At full build-out the connection would transport 1 million gallons of wastewater a day. Mayor Mark Sorensen noted that Chico’s treatment plant has capacity for 12 million gallons daily and currently treats 7 million gallons.
Chico would receive several benefits if the connection were made, Jones said. For example, groundwater would be improved, and additional water would be available for Chico to sell for anywhere from $200,000 to $900,000 annually.
Paradise has no interest in replacing Chico as the economic hub of Butte County, she continued. But there is value in working together. “Our regional economy requires all parts of the whole to be healthy,” she said.
Several California communities have made such long-distance connections. Jones pointed to the Placer Regional Sewer Project, which when completed will transport wastewater from unincorporated North Auburn downhill to Lincoln, which has a modern treatment plant.
Jones hoped the council would agree that connection was the preferred alternative, but council members weren’t ready for that. They seemed a little stunned by the magnitude of the project.
“We need to have a discussion about this,” Councilwoman Ann Schwab said. “I’m not ready to say yea or nay right now.”
The council agreed to agendize the matter for a later meeting.
At their July 7 meeting, council members, flummoxed by the perennial problem of what to do with the 750-acre Bidwell Ranch property, authorized City Manager Mark Orme and his staff to come up with a solution.
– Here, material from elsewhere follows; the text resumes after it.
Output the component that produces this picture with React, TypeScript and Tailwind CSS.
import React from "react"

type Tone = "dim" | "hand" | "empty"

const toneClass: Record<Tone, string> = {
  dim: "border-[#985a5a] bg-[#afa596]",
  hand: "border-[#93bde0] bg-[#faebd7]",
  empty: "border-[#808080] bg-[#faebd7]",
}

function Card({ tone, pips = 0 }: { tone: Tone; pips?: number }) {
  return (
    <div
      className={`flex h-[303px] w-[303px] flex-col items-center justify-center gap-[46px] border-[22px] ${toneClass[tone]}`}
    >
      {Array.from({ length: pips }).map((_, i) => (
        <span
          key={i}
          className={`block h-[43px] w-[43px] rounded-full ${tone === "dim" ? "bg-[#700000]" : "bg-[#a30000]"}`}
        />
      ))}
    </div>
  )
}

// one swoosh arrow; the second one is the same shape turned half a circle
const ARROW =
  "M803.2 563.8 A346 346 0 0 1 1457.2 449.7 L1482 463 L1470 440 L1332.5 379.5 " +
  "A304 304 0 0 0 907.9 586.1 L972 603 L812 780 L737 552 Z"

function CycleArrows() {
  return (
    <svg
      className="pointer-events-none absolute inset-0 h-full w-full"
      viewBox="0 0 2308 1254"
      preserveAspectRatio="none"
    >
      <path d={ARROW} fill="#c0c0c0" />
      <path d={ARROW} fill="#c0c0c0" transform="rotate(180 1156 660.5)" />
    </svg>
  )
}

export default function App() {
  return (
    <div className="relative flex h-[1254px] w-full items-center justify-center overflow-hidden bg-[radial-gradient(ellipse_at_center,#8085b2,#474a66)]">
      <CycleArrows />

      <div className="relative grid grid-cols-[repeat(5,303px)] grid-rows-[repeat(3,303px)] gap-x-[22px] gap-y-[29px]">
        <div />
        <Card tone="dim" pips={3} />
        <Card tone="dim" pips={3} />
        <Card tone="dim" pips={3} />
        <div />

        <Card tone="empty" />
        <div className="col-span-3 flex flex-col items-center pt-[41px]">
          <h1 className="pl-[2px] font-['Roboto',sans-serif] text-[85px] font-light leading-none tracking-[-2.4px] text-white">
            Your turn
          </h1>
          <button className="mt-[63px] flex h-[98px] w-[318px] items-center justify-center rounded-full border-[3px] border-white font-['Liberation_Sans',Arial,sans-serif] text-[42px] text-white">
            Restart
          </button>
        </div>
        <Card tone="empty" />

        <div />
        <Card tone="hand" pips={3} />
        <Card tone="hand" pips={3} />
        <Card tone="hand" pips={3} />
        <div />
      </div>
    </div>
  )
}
This week acting Public Works Director Erik Gustafson offered a solution of sorts: Just wait.
The Butte County Association of Governments expects to complete its Butte Regional Conservation Plan by mid-2016, and it’s likely that BCAG then will be able to purchase the property—for anywhere from $3 million to $6 million, Gustafson said—to use as a fee-based mitigation bank.
After hearing from BCAG Director Jon Clark, council members were persuaded that the chance that BCAG would be able to buy the property was high enough to warrant waiting until mid-2016. By a vote of 5-2, with Councilmen Randall Stone and Andrew Coolidge dissenting, they voted to, well, just wait.